* [DATA SECTION]
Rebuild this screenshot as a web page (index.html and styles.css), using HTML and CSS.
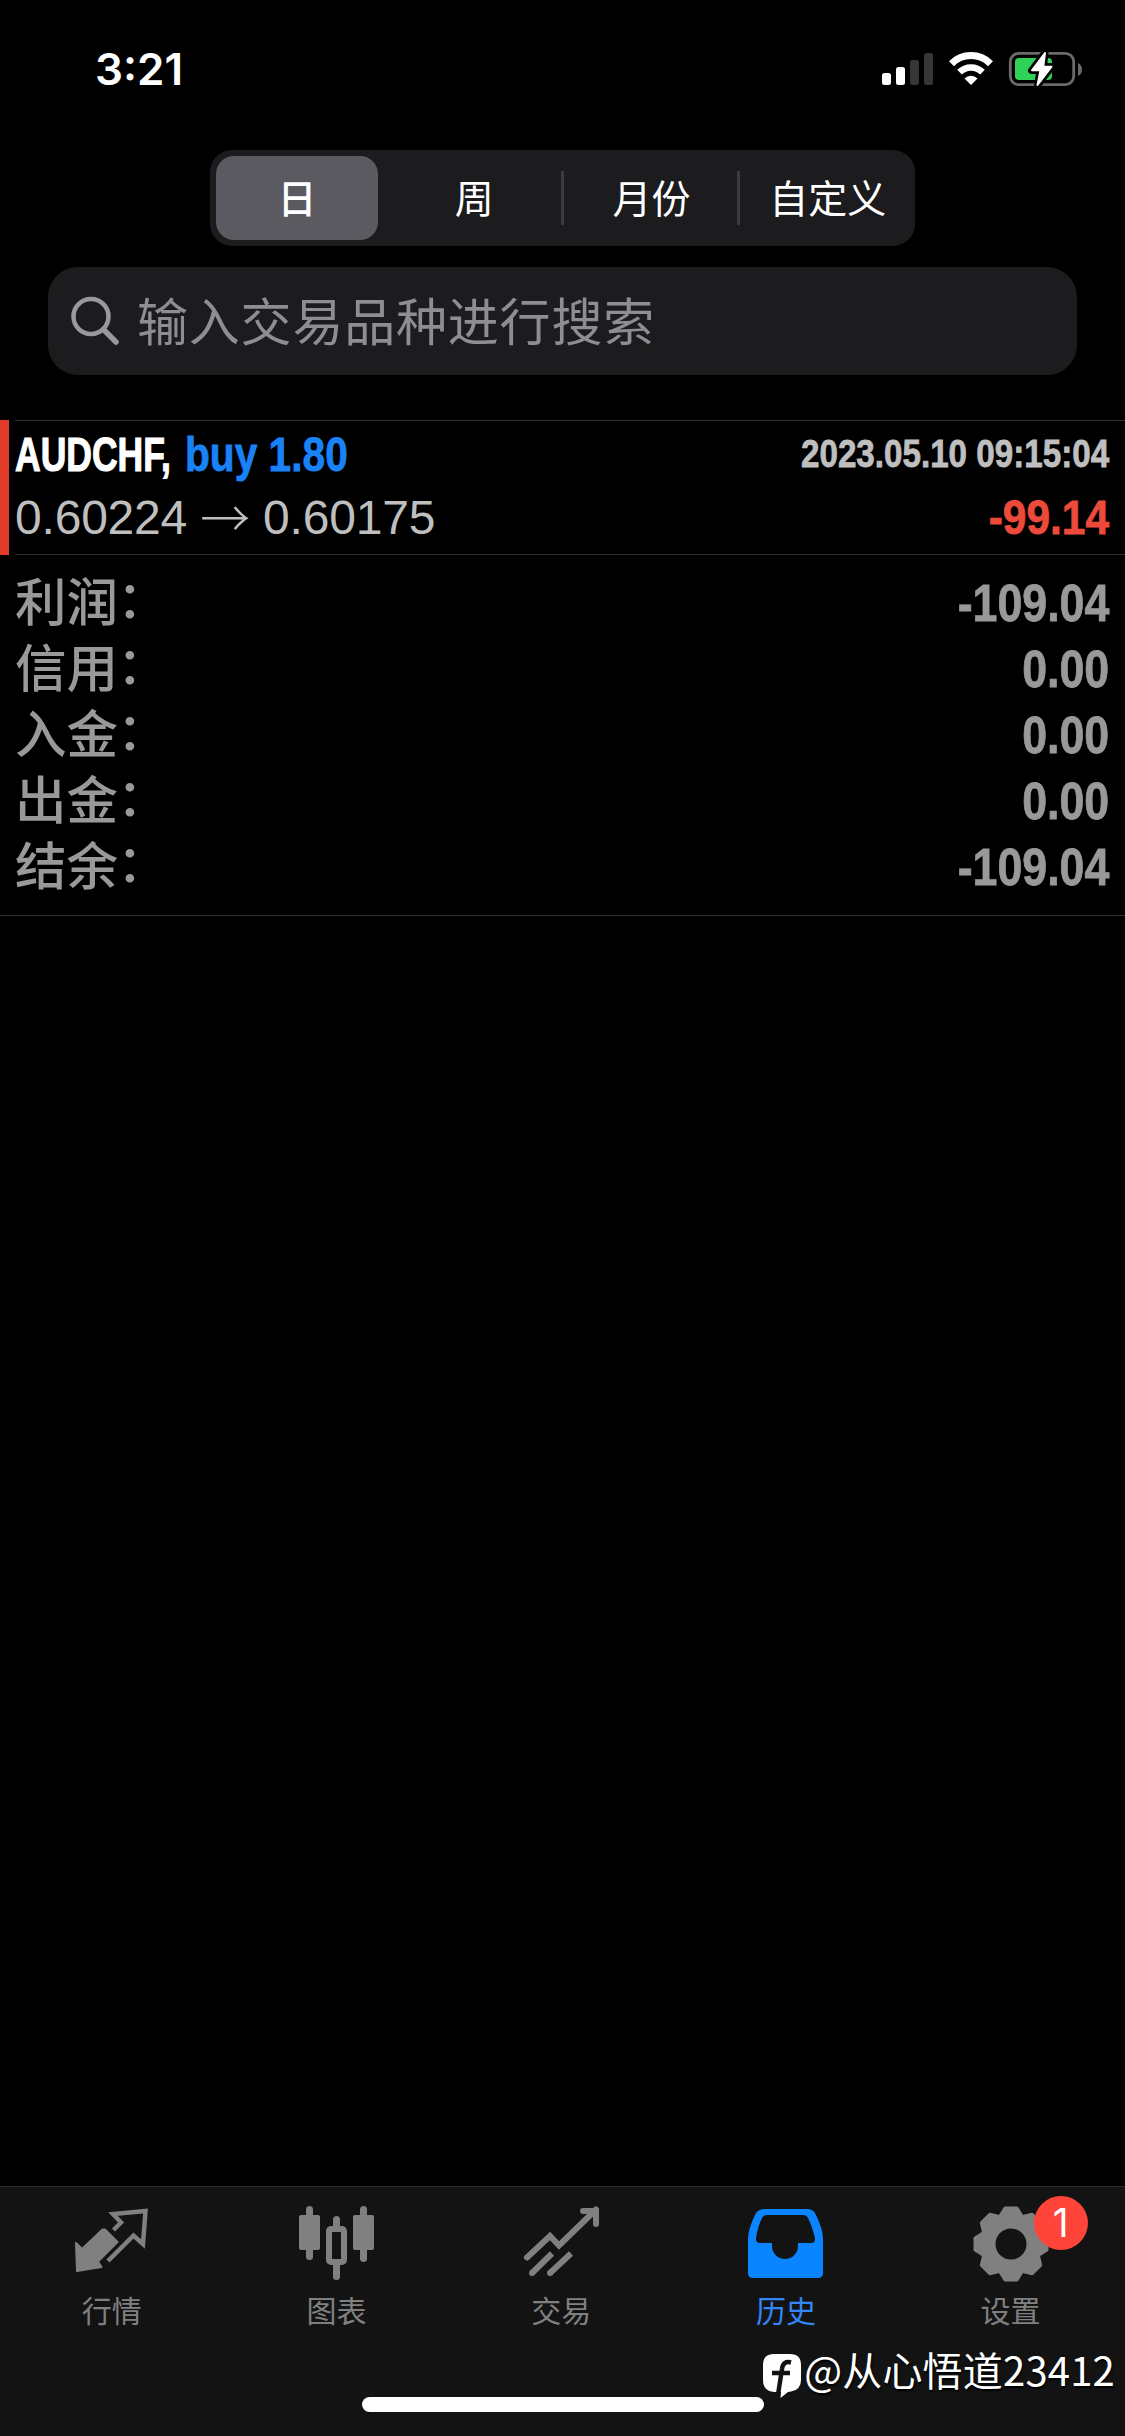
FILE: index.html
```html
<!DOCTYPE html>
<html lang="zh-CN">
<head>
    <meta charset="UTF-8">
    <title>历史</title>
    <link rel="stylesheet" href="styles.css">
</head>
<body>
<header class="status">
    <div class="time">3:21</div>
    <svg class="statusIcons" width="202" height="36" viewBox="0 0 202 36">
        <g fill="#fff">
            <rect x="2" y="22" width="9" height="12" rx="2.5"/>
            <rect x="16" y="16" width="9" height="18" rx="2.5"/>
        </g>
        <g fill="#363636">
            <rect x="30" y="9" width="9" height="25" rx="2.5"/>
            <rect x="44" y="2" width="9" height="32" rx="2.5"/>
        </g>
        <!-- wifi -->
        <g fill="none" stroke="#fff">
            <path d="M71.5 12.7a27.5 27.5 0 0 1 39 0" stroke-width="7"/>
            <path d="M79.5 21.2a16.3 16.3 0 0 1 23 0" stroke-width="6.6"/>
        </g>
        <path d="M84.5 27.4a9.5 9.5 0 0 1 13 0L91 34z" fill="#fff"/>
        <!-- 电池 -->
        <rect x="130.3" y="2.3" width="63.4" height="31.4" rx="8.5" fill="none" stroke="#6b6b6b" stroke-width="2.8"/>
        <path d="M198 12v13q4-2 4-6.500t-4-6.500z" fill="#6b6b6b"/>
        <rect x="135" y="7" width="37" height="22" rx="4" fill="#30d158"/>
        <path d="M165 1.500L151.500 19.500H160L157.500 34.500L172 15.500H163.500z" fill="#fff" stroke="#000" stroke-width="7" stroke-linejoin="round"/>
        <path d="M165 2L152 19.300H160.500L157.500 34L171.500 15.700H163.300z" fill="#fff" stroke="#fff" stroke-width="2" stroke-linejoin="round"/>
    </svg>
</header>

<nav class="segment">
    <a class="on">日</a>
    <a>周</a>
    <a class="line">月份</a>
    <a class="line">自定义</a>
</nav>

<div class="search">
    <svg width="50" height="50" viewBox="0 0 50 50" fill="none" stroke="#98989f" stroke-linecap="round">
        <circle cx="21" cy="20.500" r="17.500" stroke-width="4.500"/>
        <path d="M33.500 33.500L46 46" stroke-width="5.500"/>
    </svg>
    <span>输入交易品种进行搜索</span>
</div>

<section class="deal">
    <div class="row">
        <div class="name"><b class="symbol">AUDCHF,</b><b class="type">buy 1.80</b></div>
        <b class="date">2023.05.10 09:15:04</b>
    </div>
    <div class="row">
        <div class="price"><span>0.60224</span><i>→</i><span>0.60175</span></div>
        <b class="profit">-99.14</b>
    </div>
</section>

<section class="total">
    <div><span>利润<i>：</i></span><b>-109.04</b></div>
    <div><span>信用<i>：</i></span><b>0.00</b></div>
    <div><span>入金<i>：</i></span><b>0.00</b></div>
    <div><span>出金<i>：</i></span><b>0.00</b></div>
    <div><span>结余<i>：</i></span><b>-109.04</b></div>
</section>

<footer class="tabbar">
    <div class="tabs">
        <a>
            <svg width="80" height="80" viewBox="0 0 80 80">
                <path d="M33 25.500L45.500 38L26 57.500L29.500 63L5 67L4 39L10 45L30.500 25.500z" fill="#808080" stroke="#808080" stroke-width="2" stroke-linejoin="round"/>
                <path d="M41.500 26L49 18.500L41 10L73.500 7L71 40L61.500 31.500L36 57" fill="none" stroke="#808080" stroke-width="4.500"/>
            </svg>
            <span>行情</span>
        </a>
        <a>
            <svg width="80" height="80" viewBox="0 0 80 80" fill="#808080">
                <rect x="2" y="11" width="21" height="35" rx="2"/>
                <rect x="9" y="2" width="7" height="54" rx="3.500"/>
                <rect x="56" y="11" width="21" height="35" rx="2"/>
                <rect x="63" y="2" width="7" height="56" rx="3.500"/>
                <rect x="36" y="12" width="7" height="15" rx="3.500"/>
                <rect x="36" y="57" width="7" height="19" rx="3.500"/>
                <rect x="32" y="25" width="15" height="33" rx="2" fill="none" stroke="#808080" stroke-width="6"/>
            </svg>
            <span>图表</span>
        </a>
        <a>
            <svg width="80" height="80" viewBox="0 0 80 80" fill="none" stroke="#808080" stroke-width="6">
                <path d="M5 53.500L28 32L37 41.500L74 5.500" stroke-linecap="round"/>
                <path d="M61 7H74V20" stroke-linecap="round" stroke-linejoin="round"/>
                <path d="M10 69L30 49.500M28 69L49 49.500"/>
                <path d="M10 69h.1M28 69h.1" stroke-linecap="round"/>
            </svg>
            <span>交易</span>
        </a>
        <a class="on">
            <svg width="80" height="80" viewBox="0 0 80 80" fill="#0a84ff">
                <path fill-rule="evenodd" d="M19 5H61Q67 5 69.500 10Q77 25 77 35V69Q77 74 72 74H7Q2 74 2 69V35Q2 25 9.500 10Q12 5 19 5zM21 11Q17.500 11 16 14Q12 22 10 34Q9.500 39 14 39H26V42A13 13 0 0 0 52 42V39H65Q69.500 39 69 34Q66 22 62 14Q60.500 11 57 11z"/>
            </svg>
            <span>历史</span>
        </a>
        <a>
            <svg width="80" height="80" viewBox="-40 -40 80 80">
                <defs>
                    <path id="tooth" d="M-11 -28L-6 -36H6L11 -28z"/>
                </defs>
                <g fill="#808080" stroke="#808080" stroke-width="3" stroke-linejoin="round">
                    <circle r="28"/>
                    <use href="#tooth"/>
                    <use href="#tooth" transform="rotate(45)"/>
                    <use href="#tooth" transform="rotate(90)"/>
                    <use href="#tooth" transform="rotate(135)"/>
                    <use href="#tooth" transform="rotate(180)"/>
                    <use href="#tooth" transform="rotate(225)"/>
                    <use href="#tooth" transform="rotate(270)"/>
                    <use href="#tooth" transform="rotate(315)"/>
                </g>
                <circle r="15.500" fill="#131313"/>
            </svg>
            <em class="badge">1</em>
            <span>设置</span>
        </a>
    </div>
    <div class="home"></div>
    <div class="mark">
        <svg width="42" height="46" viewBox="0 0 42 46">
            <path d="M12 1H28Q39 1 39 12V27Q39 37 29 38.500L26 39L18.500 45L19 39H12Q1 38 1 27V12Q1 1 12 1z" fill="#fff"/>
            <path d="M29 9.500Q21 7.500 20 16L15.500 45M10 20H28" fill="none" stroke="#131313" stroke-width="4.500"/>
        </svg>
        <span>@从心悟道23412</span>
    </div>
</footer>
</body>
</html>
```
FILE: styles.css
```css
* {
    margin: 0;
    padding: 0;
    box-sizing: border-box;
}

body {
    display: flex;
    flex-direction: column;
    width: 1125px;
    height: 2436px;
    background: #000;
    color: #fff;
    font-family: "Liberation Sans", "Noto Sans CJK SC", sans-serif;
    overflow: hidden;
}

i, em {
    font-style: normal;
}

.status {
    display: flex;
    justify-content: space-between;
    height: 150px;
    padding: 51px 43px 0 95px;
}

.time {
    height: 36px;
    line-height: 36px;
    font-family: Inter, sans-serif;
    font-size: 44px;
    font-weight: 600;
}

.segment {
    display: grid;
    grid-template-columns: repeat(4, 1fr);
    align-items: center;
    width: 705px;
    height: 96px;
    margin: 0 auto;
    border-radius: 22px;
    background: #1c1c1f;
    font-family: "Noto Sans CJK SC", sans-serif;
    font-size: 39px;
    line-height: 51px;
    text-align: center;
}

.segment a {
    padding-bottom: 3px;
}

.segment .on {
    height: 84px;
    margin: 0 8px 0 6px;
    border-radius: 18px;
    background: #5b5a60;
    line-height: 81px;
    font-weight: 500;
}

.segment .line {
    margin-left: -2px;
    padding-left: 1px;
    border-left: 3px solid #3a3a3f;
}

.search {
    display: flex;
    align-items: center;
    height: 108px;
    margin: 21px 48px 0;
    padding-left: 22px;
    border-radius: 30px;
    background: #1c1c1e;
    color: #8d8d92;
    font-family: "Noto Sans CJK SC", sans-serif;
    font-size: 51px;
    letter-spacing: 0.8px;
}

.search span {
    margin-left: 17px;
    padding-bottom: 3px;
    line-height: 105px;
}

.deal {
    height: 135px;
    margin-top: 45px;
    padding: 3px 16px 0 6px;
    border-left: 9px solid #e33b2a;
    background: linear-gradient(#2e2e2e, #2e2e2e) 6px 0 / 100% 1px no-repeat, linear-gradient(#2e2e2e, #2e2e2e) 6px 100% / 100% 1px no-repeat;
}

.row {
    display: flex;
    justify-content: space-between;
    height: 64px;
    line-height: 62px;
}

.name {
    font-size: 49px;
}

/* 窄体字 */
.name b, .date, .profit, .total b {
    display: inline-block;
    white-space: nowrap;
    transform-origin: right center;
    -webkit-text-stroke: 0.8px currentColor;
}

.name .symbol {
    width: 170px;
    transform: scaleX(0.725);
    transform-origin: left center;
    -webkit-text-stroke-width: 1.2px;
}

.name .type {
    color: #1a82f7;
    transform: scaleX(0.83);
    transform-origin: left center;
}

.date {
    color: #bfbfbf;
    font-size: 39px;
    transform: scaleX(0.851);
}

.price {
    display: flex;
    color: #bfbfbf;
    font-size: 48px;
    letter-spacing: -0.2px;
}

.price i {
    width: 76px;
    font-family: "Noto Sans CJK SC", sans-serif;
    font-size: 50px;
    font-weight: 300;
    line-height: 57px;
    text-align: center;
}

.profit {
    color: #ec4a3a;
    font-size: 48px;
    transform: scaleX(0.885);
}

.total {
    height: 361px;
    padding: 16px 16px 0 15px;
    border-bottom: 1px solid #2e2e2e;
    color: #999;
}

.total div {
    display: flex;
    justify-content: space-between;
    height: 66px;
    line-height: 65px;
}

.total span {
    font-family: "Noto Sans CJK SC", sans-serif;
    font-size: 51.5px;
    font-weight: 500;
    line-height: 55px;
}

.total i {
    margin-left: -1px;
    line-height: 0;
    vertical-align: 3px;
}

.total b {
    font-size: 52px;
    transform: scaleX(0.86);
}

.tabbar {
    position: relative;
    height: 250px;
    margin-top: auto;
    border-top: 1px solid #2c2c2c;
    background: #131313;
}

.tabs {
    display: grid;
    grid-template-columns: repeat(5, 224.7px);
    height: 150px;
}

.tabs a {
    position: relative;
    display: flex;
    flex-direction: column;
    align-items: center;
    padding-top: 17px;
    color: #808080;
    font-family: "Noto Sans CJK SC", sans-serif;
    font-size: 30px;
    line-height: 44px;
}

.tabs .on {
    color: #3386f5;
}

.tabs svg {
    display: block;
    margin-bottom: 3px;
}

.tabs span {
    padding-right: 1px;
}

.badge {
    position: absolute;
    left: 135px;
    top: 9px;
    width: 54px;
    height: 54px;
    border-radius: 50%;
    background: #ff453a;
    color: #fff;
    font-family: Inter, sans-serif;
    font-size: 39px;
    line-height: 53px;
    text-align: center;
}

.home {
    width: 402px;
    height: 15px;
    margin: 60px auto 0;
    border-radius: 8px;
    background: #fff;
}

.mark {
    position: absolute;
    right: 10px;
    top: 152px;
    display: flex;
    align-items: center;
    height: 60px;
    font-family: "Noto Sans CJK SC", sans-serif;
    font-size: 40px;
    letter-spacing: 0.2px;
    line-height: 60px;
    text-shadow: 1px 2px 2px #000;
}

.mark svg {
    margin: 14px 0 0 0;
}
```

* [JOB]
Copy all the lines above that hold the string "styles".

* [FINAL RESULT]
Rebuild this screenshot as a web page (index.html and styles.css), using HTML and CSS.
    <link rel="stylesheet" href="styles.css">
FILE: styles.css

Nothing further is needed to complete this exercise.